A chemist needs 10L of 40% solution of alcohol. He plans to
mix a 60% solution with a 20% solution. How many liters of
each solution must he mix to produce the required solution?
Actually in this problem ONLY, since 40% just happens to be
exactly half-way between 60% and 20%, we know immediately that
it would take exactly the same amount of each. So we know that
to get 10 liters, we must use 5 liters of each.
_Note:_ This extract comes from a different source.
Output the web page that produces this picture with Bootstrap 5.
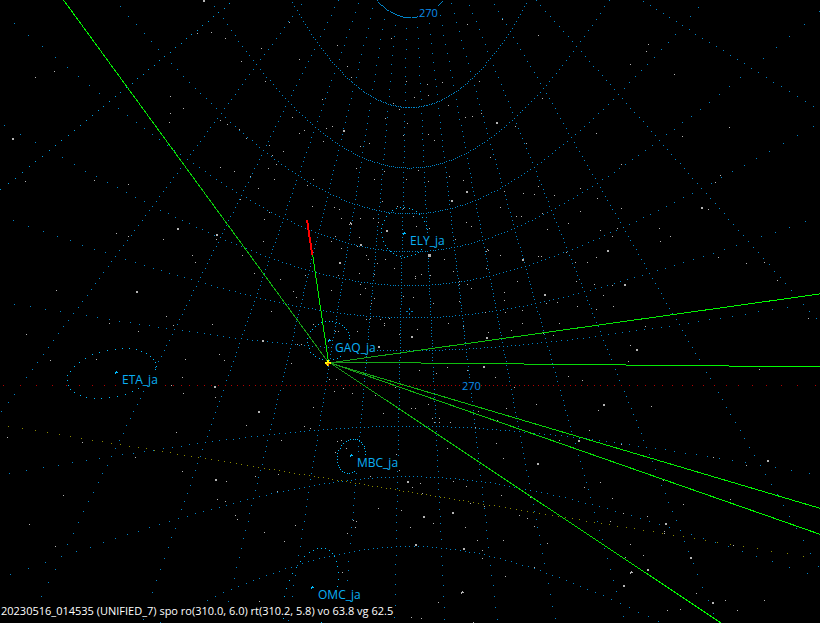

However, below
is the way we would solve such a problem in ALL cases, whether
the desired percentage is half-way between the given percentages
or not.
Let x = the number of liters of the 40% solution, and
Let y = the number of liters of the 60% solution.
Then we make this chart:
number percent number
of of pure of liters
liters alcohol of pure
of in each alcohol
each solution in each
solution as a decimal solution
--------------------------------------------------------
First solution x 0.60 0.60x
Second solution y 0.20 0.20y
-------------------------------------------------------
Final solution 10 0.40 0.40(10)
The first equation comes from the number of liters of
solution in each solution:
x + y = 10
The second equation comes from the the number of liters
of pure alcohol in each solution:
0.60x + 0.20y = .40(10)
We remove the decimals by multiplying each term by 100,
which involves moving the decimals two place right.
60x + 20y = 40(10)
60x + 20y = 400
We can simplify that further by dividing through by 20
3x + y = 20
Now we have the system of equations
We solve that either by substitution or elimination. I'll
choose substitution. Solve the first equation for y:
y = 10-x
Substitute in the second equation:
3x+(10-x) = 20
3x+10-x = 20
2x+10 = 20
2x = 10
x = 5 liters of 60%
Substitute x=5 in y = 10-x
y = 10-5
y = 5 liters of 20%
Edwin